>> Start
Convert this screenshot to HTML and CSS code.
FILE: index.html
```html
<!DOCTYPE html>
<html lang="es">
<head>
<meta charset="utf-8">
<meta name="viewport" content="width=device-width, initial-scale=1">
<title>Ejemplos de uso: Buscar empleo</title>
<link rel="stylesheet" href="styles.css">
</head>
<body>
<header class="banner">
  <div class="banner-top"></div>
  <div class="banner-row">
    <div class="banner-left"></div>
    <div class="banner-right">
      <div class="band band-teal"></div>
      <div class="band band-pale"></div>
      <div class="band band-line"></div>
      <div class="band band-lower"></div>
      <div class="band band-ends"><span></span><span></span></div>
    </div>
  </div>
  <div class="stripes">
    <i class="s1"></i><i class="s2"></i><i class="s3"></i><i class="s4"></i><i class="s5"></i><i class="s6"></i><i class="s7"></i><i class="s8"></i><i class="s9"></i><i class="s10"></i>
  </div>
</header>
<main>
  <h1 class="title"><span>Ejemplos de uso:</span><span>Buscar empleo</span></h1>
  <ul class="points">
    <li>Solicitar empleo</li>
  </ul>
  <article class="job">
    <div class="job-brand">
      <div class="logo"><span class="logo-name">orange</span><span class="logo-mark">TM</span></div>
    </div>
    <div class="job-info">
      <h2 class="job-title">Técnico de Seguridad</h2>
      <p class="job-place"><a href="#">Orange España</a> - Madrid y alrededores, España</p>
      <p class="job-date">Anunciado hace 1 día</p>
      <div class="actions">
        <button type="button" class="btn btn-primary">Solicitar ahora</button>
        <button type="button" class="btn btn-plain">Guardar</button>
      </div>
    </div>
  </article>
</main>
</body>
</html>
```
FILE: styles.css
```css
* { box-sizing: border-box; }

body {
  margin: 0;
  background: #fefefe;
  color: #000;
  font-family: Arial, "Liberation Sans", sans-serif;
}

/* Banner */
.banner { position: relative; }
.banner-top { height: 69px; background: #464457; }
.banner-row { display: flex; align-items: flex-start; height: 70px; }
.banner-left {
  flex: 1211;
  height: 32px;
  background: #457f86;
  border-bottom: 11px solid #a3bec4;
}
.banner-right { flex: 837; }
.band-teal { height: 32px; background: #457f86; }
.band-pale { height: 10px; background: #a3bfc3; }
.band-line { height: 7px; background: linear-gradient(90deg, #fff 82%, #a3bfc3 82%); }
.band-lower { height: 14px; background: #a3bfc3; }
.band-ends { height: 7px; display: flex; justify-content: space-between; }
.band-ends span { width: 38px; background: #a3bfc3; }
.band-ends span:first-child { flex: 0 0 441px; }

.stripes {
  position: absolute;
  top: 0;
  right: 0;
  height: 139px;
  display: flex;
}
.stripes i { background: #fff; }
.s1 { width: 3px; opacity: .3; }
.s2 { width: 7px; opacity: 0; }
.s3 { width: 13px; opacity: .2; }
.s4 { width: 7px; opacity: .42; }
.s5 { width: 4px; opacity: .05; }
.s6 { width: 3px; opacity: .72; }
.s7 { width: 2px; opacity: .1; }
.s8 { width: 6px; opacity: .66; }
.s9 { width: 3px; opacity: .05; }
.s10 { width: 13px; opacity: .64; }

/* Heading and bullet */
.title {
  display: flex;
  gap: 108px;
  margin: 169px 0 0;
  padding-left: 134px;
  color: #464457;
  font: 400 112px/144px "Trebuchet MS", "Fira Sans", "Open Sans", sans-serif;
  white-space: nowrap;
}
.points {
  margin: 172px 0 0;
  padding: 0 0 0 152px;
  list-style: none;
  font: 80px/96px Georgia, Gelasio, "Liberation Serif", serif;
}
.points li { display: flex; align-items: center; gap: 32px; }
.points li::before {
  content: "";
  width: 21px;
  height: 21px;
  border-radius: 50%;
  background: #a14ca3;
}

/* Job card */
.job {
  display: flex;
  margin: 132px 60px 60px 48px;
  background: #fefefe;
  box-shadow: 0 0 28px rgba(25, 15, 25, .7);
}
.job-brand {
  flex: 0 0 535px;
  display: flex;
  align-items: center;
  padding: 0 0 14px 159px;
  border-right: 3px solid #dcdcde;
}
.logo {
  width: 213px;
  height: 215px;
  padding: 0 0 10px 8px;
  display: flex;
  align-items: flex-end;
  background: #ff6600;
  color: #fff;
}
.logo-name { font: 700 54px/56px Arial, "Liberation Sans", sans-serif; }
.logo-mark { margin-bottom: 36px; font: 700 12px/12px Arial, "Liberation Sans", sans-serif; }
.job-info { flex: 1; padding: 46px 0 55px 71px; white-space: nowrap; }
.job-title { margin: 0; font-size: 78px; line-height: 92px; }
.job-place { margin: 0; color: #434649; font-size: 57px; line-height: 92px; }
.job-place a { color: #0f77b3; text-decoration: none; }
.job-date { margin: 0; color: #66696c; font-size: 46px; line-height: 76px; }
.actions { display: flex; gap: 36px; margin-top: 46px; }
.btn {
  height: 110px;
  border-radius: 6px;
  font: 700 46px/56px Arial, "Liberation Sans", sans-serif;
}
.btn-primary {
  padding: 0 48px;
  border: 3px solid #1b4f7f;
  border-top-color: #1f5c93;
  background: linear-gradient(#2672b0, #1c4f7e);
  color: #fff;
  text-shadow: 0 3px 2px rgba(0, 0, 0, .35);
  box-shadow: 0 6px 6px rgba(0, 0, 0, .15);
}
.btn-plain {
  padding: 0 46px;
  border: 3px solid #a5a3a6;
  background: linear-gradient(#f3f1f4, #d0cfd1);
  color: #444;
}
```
>> End
>> Start
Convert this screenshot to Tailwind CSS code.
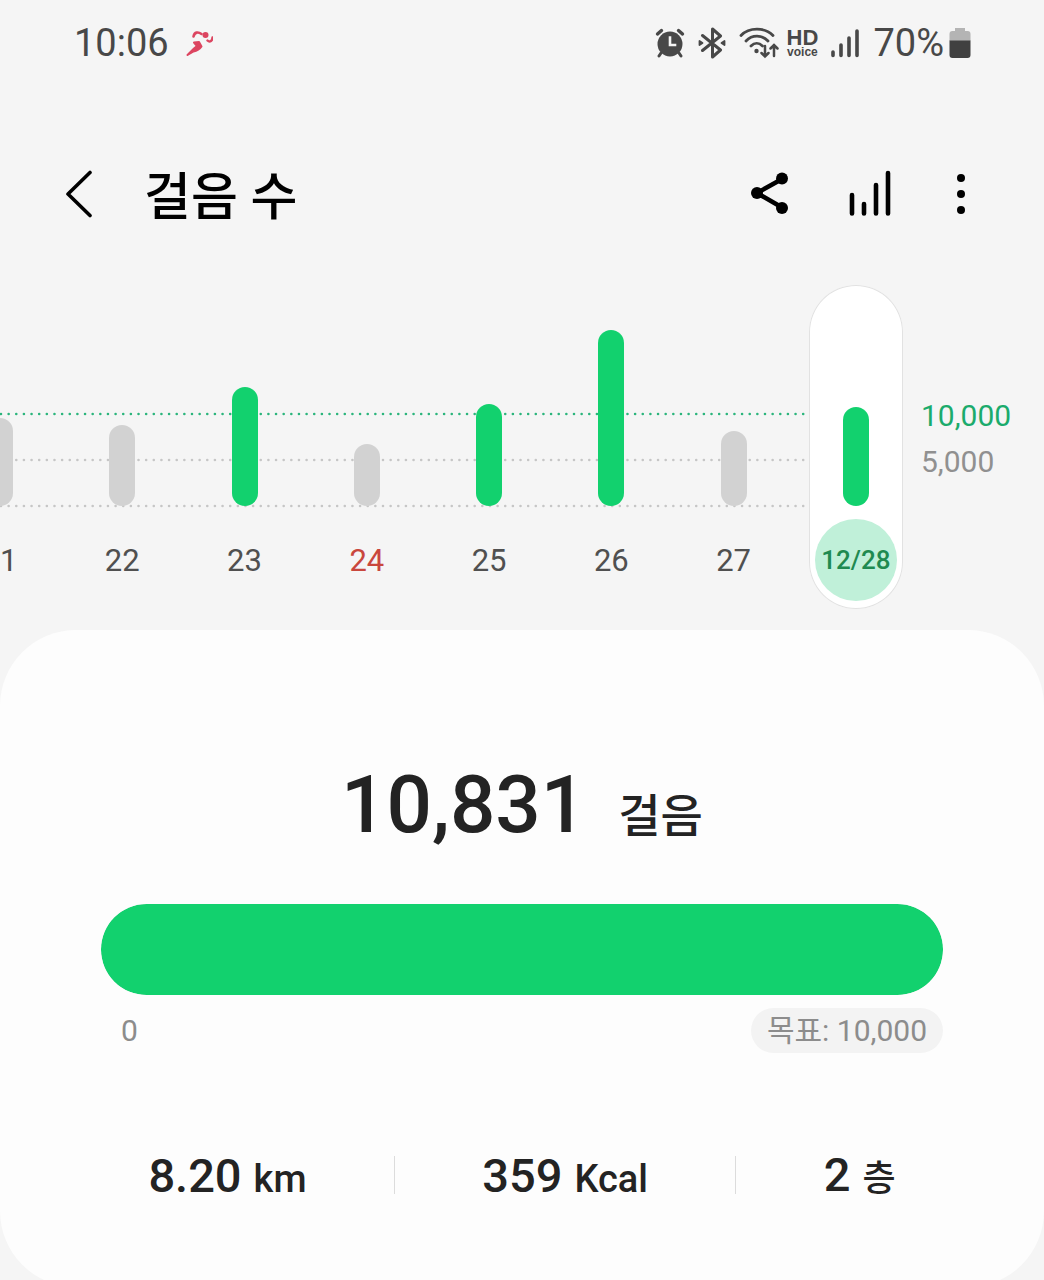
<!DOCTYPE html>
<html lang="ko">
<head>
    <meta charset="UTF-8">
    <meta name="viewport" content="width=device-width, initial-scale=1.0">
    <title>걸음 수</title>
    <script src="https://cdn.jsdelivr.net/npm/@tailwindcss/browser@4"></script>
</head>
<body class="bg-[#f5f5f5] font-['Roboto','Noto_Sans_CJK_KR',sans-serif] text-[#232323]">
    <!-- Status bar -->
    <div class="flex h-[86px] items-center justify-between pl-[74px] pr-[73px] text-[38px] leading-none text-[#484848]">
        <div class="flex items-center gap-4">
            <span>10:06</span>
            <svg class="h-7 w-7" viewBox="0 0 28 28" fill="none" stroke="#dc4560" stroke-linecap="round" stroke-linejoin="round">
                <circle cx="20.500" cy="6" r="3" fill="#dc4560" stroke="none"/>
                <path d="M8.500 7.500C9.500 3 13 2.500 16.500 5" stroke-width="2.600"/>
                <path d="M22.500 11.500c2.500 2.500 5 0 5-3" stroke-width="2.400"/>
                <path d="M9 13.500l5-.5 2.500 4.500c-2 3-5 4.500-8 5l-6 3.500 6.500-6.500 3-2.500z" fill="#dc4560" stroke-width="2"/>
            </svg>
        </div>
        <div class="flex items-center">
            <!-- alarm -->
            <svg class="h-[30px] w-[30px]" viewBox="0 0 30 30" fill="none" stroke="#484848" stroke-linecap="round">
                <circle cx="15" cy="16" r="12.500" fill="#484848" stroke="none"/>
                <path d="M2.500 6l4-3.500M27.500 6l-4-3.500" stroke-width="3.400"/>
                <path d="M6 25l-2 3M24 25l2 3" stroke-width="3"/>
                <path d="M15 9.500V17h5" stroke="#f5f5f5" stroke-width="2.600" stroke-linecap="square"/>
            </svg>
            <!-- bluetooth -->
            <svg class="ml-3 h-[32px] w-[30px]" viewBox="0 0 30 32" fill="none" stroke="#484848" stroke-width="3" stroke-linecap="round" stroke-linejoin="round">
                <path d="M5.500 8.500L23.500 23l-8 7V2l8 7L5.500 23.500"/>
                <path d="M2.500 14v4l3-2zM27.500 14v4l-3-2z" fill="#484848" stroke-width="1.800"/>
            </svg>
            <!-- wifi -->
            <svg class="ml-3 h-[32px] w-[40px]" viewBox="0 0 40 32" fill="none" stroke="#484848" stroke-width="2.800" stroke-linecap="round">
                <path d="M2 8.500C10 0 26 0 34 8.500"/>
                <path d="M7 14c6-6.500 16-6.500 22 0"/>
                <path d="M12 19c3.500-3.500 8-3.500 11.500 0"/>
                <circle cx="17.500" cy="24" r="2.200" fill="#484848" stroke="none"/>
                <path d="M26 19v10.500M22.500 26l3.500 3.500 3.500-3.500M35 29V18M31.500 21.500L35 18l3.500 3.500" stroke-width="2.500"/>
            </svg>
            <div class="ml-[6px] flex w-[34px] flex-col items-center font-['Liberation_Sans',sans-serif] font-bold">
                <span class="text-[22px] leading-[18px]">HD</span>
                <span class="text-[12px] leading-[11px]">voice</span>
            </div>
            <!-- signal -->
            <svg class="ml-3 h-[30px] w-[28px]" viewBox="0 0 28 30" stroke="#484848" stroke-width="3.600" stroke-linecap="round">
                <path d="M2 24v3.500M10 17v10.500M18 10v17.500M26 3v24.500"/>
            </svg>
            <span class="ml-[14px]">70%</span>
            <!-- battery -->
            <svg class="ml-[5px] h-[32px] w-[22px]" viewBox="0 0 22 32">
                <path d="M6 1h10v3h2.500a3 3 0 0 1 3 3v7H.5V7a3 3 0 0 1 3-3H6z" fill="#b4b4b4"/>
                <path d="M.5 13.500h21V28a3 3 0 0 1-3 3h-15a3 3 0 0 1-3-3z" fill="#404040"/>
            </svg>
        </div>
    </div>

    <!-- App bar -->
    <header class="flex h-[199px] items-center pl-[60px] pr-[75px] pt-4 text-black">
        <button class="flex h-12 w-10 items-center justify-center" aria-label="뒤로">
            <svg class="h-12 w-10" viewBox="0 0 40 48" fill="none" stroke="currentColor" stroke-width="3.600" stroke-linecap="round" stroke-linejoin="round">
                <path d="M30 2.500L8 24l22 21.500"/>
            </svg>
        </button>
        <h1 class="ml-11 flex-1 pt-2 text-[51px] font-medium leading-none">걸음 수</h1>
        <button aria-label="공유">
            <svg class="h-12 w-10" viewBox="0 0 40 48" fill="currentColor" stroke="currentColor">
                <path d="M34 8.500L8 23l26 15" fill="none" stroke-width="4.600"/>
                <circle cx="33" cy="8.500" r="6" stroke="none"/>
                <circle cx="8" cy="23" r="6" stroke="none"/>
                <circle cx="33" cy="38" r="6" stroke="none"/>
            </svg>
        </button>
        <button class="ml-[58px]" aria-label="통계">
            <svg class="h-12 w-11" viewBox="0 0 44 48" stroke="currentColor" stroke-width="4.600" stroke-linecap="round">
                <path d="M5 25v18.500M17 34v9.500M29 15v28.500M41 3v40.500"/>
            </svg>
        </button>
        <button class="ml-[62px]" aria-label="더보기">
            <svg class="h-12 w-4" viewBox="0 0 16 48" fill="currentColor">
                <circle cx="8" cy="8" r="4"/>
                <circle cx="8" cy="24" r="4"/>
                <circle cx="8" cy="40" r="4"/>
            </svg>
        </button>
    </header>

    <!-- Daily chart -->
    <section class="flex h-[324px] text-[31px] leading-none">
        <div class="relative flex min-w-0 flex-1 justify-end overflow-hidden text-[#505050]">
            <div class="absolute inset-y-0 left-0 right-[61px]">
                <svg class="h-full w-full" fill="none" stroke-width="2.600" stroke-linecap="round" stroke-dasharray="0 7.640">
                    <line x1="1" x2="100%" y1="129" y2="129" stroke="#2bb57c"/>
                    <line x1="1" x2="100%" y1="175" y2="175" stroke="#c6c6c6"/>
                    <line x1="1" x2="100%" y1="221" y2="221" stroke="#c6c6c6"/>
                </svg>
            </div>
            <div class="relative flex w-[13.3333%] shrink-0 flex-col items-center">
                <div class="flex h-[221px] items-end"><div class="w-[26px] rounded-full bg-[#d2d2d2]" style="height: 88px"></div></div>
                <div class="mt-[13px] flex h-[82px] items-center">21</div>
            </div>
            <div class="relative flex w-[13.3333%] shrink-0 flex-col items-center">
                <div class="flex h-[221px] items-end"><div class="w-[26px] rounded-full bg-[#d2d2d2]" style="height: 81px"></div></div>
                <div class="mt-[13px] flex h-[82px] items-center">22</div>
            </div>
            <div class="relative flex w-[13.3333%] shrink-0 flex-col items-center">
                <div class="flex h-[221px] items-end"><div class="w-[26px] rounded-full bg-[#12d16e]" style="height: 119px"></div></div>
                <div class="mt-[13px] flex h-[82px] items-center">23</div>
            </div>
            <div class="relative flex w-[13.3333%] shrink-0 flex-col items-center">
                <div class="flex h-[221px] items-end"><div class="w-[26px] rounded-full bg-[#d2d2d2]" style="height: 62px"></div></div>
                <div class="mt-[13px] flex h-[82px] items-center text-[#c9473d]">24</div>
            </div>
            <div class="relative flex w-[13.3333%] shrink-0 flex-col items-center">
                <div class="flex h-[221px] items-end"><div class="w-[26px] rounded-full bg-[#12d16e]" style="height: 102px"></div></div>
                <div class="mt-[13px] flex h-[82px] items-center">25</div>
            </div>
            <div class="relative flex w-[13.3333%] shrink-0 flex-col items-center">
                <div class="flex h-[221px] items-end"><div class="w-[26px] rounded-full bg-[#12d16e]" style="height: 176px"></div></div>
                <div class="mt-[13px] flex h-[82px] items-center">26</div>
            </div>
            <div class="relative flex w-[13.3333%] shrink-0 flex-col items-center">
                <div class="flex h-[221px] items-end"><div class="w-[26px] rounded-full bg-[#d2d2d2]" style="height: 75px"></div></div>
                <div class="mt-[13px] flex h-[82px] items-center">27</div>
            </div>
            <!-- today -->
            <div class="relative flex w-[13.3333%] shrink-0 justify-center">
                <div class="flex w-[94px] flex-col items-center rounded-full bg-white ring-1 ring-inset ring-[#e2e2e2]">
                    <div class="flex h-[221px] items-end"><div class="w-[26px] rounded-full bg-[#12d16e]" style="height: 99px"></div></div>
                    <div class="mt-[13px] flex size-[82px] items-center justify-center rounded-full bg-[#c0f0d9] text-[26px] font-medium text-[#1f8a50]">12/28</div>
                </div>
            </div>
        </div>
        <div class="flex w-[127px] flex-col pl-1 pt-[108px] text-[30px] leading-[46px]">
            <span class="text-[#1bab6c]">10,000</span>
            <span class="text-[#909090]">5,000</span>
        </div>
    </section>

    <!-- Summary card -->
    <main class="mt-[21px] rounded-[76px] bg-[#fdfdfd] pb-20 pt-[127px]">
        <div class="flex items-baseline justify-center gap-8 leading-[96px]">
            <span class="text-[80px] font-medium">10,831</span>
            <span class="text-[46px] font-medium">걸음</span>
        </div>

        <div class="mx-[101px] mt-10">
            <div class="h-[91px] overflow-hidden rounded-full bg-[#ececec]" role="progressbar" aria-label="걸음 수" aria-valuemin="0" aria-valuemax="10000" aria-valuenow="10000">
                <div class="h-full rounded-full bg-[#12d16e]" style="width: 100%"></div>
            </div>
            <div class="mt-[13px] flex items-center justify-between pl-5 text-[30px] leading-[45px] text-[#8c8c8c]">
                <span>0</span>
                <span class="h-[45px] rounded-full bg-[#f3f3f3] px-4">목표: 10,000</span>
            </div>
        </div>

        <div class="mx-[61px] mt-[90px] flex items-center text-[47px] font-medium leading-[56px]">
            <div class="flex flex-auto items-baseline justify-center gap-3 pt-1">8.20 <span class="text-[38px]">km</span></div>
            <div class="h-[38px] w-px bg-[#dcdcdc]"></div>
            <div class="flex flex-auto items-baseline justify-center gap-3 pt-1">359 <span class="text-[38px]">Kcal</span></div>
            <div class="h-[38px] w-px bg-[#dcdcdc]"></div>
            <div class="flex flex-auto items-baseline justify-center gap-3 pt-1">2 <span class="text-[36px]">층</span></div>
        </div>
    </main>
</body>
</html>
>> End
Given request —
Note each line of the entries that has "screenshot" in it, and copy those lines.

Task solution —
Convert this screenshot to HTML and CSS code.
Convert this screenshot to Tailwind CSS code.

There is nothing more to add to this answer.